There are even simpler cases that postgresql can't optimize. Consider:

-- foo has a primary key
SELECT * FROM foo UNION SELECT * FROM foo;

That's logically equivalent to:

SELECT * FROM foo;

But postgresql will add a sort anyway.

There are lots of optimizations along these lines. They seem obscure,
but these optimizations become much more useful when using views or
complex queries where the same table appears multiple times.

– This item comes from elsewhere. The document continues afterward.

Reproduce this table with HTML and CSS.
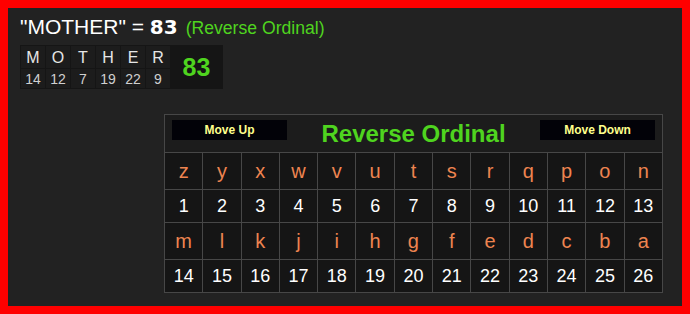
FILE: index.html
```html
<!DOCTYPE html>
<html>
<head>
<meta charset="utf-8">
<link rel="stylesheet" href="styles.css">
</head>
<body>
<div class="page">
  <div class="title">
    <span class="word">"MOTHER" = </span><span class="total">83</span><span class="cipher">(Reverse Ordinal)</span>
  </div>
  <div class="breakdown">
    <div class="bl">M</div><div class="bl">O</div><div class="bl">T</div><div class="bl">H</div><div class="bl">E</div><div class="bl">R</div>
    <div class="bsum">83</div>
    <div class="bn">14</div><div class="bn">12</div><div class="bn">7</div><div class="bn">19</div><div class="bn">22</div><div class="bn">9</div>
  </div>
  <table class="chart">
    <tr class="head">
      <td colspan="13">
        <div class="headbar">
          <button class="mv">Move Up</button>
          <span class="chart-title">Reverse Ordinal</span>
          <button class="mv">Move Down</button>
        </div>
      </td>
    </tr>
    <tr class="let"><td>z</td><td>y</td><td>x</td><td>w</td><td>v</td><td>u</td><td>t</td><td>s</td><td>r</td><td>q</td><td>p</td><td>o</td><td>n</td></tr>
    <tr class="num"><td>1</td><td>2</td><td>3</td><td>4</td><td>5</td><td>6</td><td>7</td><td>8</td><td>9</td><td>10</td><td>11</td><td>12</td><td>13</td></tr>
    <tr class="let"><td>m</td><td>l</td><td>k</td><td>j</td><td>i</td><td>h</td><td>g</td><td>f</td><td>e</td><td>d</td><td>c</td><td>b</td><td>a</td></tr>
    <tr class="num"><td>14</td><td>15</td><td>16</td><td>17</td><td>18</td><td>19</td><td>20</td><td>21</td><td>22</td><td>23</td><td>24</td><td>25</td><td>26</td></tr>
  </table>
</div>
</body>
</html>
```
FILE: styles.css
```css
html, body {
  margin: 0;
  padding: 0;
}
body {
  font-family: "Liberation Sans", Arial, sans-serif;
}
.page {
  box-sizing: border-box;
  width: 690px;
  height: 314px;
  border: 8px solid #ff0000;
  background: #222222;
  padding: 7px 0 0 12px;
}
.title {
  display: flex;
  align-items: baseline;
  height: 23px;
  line-height: 23px;
  color: #ffffff;
}
.word {
  font-size: 21px;
  white-space: pre;
}
.total {
  font-family: "DejaVu Sans", sans-serif;
  font-weight: bold;
  font-size: 20px;
}
.cipher {
  font-size: 17.6px;
  color: #4fd41f;
  margin-left: 8px;
}
.breakdown {
  margin-top: 7px;
  display: grid;
  grid-template-columns: repeat(6, 24px) 51px;
  grid-template-rows: 22px 19px;
  gap: 1px;
  padding: 1px;
  width: max-content;
  background: #151515;
}
.bl, .bn {
  background: #1c1c1c;
  text-align: center;
}
.bl {
  font-size: 16px;
  line-height: 23px;
  color: #e6e6e6;
}
.bn {
  font-size: 14px;
  line-height: 20px;
  color: #d0d0d0;
}
.bsum {
  grid-column: 7;
  grid-row: 1 / span 2;
  display: flex;
  align-items: center;
  justify-content: center;
  font-size: 25px;
  font-weight: bold;
  color: #4fd41f;
}
.chart {
  margin: 25px 0 0 144px;
  width: 499px;
  border-collapse: collapse;
  table-layout: fixed;
  background: #151515;
}
.chart td {
  border: 1px solid #474747;
  text-align: center;
  padding: 0;
}
.head td {
  height: 37px;
  background: #1c1c1c;
  vertical-align: top;
}
.headbar {
  display: flex;
  justify-content: space-between;
  align-items: flex-start;
  padding: 0 7px;
}
.mv {
  margin-top: 5px;
  width: 115px;
  height: 20px;
  background: #020208;
  border: none;
  padding: 0;
  color: #ffff8c;
  font-family: "Liberation Sans", Arial, sans-serif;
  font-weight: bold;
  font-size: 12px;
}
.chart-title {
  margin-top: 5px;
  font-size: 24px;
  font-weight: bold;
  color: #4fd41f;
  line-height: 28px;
}
.let td {
  height: 36px;
  font-size: 20px;
  color: #ee8450;
}
.num td {
  height: 32px;
  font-size: 18px;
  color: #ffffff;
}
```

For
instance, if you have two views that are projections of the same table,
then, you join the views together, you can optimize away the join in
some cases, and just scan the original table.

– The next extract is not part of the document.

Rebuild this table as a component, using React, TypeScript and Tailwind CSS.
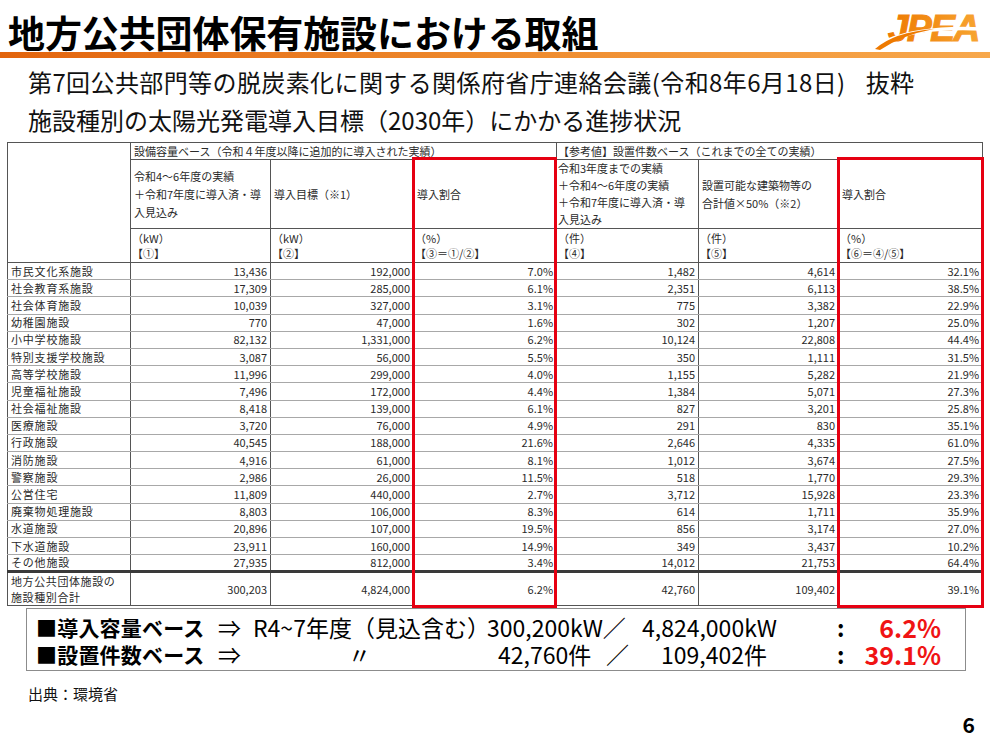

I think a lot of these optimizations depend on knowing which tables (or
subqueries) are relations in the relational theory sense; i.e.
unordered, distinct, and have no NULLs in the relevant attributes.

Regards,
    Jeff Davis


Re: Overhead of union versus union all

От
Greg Stark
Дата:
On Fri, Jul 10, 2009 at 6:37 PM, Jeff Davis<pgsql@j-davis.com> wrote:
>
> -- foo has a primary key
> SELECT * FROM foo UNION SELECT * FROM foo;
>
> That's logically equivalent to:
>
> SELECT * FROM foo;
>
> But postgresql will add a sort anyway.


Well no, it's equivalent to SELECT DISTINCT * FROM foo;


--
greg
http://mit.edu/~gsstark/resume.pdf

Re: Overhead of union versus union all

От
Jeff Davis
Дата:
On Fri, 2009-07-10 at 18:47 +0100, Greg Stark wrote:
> > -- foo has a primary key

> Well no, it's equivalent to SELECT DISTINCT * FROM foo;

I think you missed that "foo" has a primary key.

Regards,
    Jeff Davis


Re: Overhead of union versus union all

От
Scott Marlowe
Дата:
On Fri, Jul 10, 2009 at 11:47 AM, Greg Stark<gsstark@mit.edu> wrote:
> On Fri, Jul 10, 2009 at 6:37 PM, Jeff Davis<pgsql@j-davis.com> wrote:
>>
>> -- foo has a primary key
>> SELECT * FROM foo UNION SELECT * FROM foo;
>>
>> That's logically equivalent to:
>>
>> SELECT * FROM foo;
>>
>> But postgresql will add a sort anyway.
>
>
> Well no, it's equivalent to SELECT DISTINCT * FROM foo;

And honestly, I'd rather see development effort go into making complex
queries run faster (the things like bitmap indexes on disk etc) rather
than optimising things that i can optimise myself.